Here’s a question: how often does art make you laugh? The other day I was standing in front of Marcel Duchamp’s famous ‘readymade’ artwork Fountain (1917) at Tate Modern with a group of students. It’s a manufactured, mass-produced urinal placed on its side on top of a pedestal, and is considered to be one of the most significant artworks of the 20th century because it questioned the value of art and how it is made.

I asked them what they thought it meant. As we all stood there solemnly looking at the piece, one of the students started to laugh. He couldn’t explain why, although perhaps it was his response to the absurdity of being asked to contemplate the deeper meanings of a toilet.
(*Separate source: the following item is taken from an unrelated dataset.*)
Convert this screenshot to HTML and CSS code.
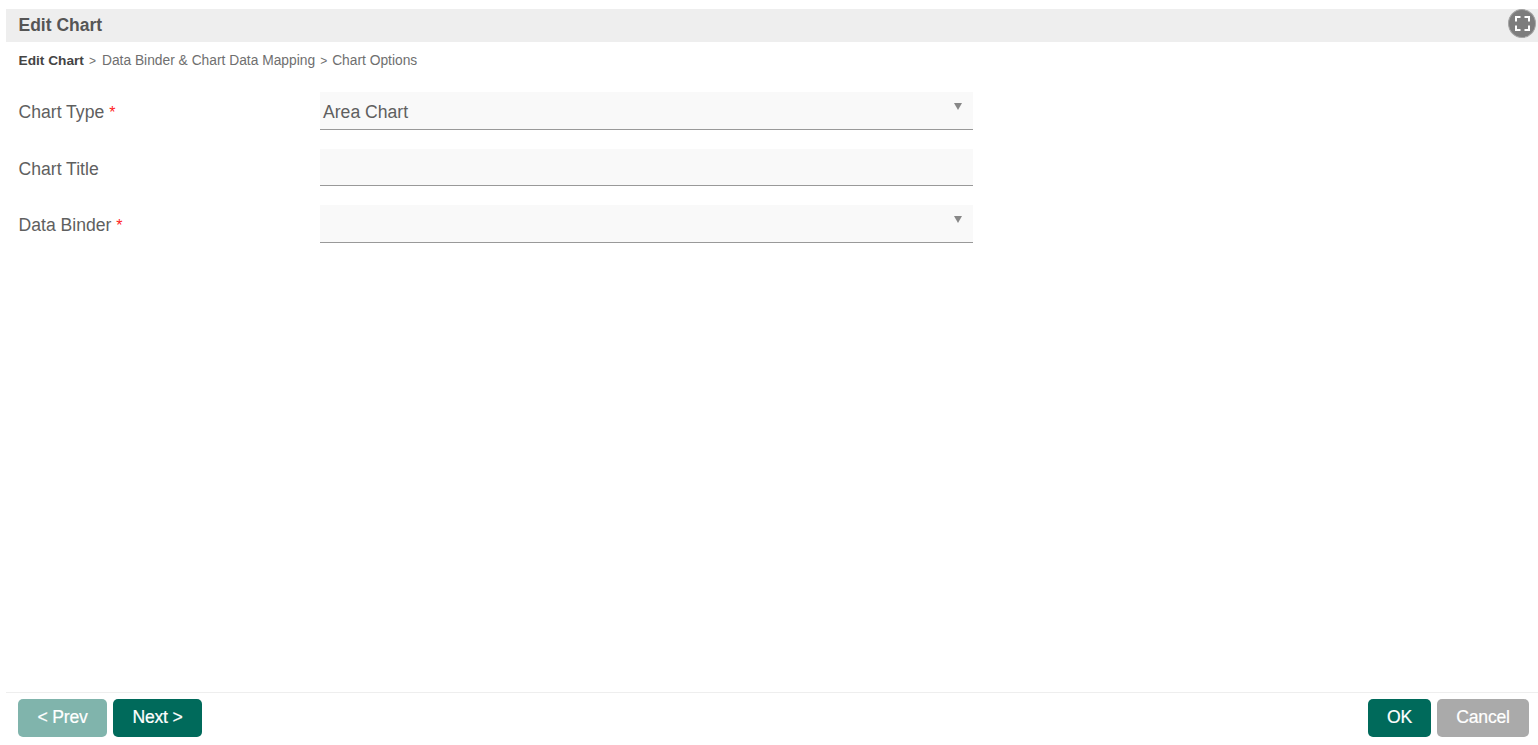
FILE: index.html
```html
<!DOCTYPE html>
<html lang="en">
<head>
<meta charset="utf-8">
<title>Edit Chart</title>
<link rel="stylesheet" href="styles.css">
</head>
<body>
<div class="page">
  <header class="title-bar">
    <h1 class="title">Edit Chart</h1>
    <button class="expand" type="button" aria-label="Full screen">
      <svg width="15" height="15" viewBox="0 0 15 15" fill="none" stroke="#fff" stroke-width="2">
        <path d="M1 5.500V1H5.500M9.500 1H14V5.500M14 9.500V14H9.500M5.500 14H1V9.500"/>
      </svg>
    </button>
  </header>
  <nav class="crumbs">
    <span class="crumb-current">Edit Chart</span>
    <span class="crumb-sep">&gt;</span>
    <span class="crumb-step">Data Binder &amp; Chart Data Mapping</span>
    <span class="crumb-sep">&gt;</span>
    <span>Chart Options</span>
  </nav>
  <main class="form">
    <div class="row">
      <label class="label">Chart Type <span class="req">*</span></label>
      <div class="field"><span class="value">Area Chart</span><span class="arrow"></span></div>
    </div>
    <div class="row">
      <label class="label">Chart Title</label>
      <div class="field"></div>
    </div>
    <div class="row">
      <label class="label">Data Binder <span class="req">*</span></label>
      <div class="field"><span class="arrow"></span></div>
    </div>
  </main>
  <footer class="footer">
    <div class="group">
      <button class="btn btn-prev" type="button">&lt; Prev</button>
      <button class="btn btn-primary btn-next" type="button">Next &gt;</button>
    </div>
    <div class="group">
      <button class="btn btn-primary btn-ok" type="button">OK</button>
      <button class="btn btn-cancel" type="button">Cancel</button>
    </div>
  </footer>
</div>
</body>
</html>
```

FILE: styles.css
```css
* { box-sizing: border-box; }
html, body { margin: 0; height: 100%; background: #fff; overflow: hidden; }
body { font-family: "Liberation Sans", Arial, sans-serif; color: #5f5f5f; }
.page { height: 745px; padding: 9px 0 8px 6px; display: flex; flex-direction: column; }
.title-bar { height: 33px; background: #eee; display: flex; align-items: center; justify-content: space-between; padding: 0 2px 0 12.500px; flex: none; }
.title { margin: 0; font-size: 17.500px; font-weight: 700; color: #555; }
.expand { align-self: flex-start; width: 28px; height: 29px; border: 1px solid #a5a5a5; border-radius: 50%; background: #7d7d7d; padding: 0; display: flex; align-items: center; justify-content: center; }
.crumbs { height: 18px; margin-top: 10px; padding-left: 12.500px; font-size: 13.800px; line-height: 18px; color: #6f6f6f; display: flex; gap: 5px; flex: none; white-space: nowrap; }
.crumb-current { font-weight: 700; color: #444; font-size: 13.700px; }
.crumb-sep { font-size: 12px; }
.crumb-step { margin-left: 1px; }
.form { flex: 1; padding: 22px 0 0 12.500px; display: flex; flex-direction: column; gap: 19px; }
.row { display: flex; align-items: center; height: 37.500px; }
.label { width: 301.500px; font-size: 17.600px; flex: none; padding-top: 4px; }
.req { color: #f22; font-size: 16px; }
.field { position: relative; width: 653px; height: 37.500px; background: #f9f9f9; border-bottom: 1px solid #999; display: flex; align-items: center; padding: 4px 3px 0; font-size: 17.600px; }
.arrow { position: absolute; right: 11px; top: 11px; width: 0; height: 0; border-left: 4.500px solid transparent; border-right: 4.500px solid transparent; border-top: 7px solid #888; }
.footer { flex: none; height: 45px; border-top: 1px solid #eee; padding: 6px 9px 0 12px; display: flex; justify-content: space-between; }
.group { display: flex; gap: 6px; }
.btn { height: 38px; border: 0; border-radius: 5px; color: #fff; font: 17.600px "Liberation Sans", Arial, sans-serif; letter-spacing: -0.200px; -webkit-text-stroke: 0.2px #fff; padding: 0 0 2px; }
.btn-primary { background: #006a5b; }
.btn-prev { width: 89px; background: #80b4ac; }
.btn-next { width: 89px; }
.btn-ok { width: 63px; }
.btn-cancel { width: 92px; background: #aaa; }
```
The other students started to laugh too, and looked almost sheepish as they did so.

It made me think about the culture of contemplating art, particularly in the hushed environment of art galleries, and how we approach it with a seriousness that often precludes laughter. I wonder whether we are so primed to search for deeper meanings and wholesome lessons from visual art that we police ourselves in our responses. Laughing doesn’t always seem like the ‘correct’ thing to do.

I saw a really interesting lecture recently about the science of laughter. How laughter has evolved over time in mammals, the ways that humans use laughter to communicate much more than just humour, and the importance of it in our interactions with each other. Its function is primarily social, it’s a complex non-verbal form of communication that we use to get us through all sorts of situations with people. Laughter can show our playfulness, our understanding and recognition of others, and we use it to navigate stressful situations.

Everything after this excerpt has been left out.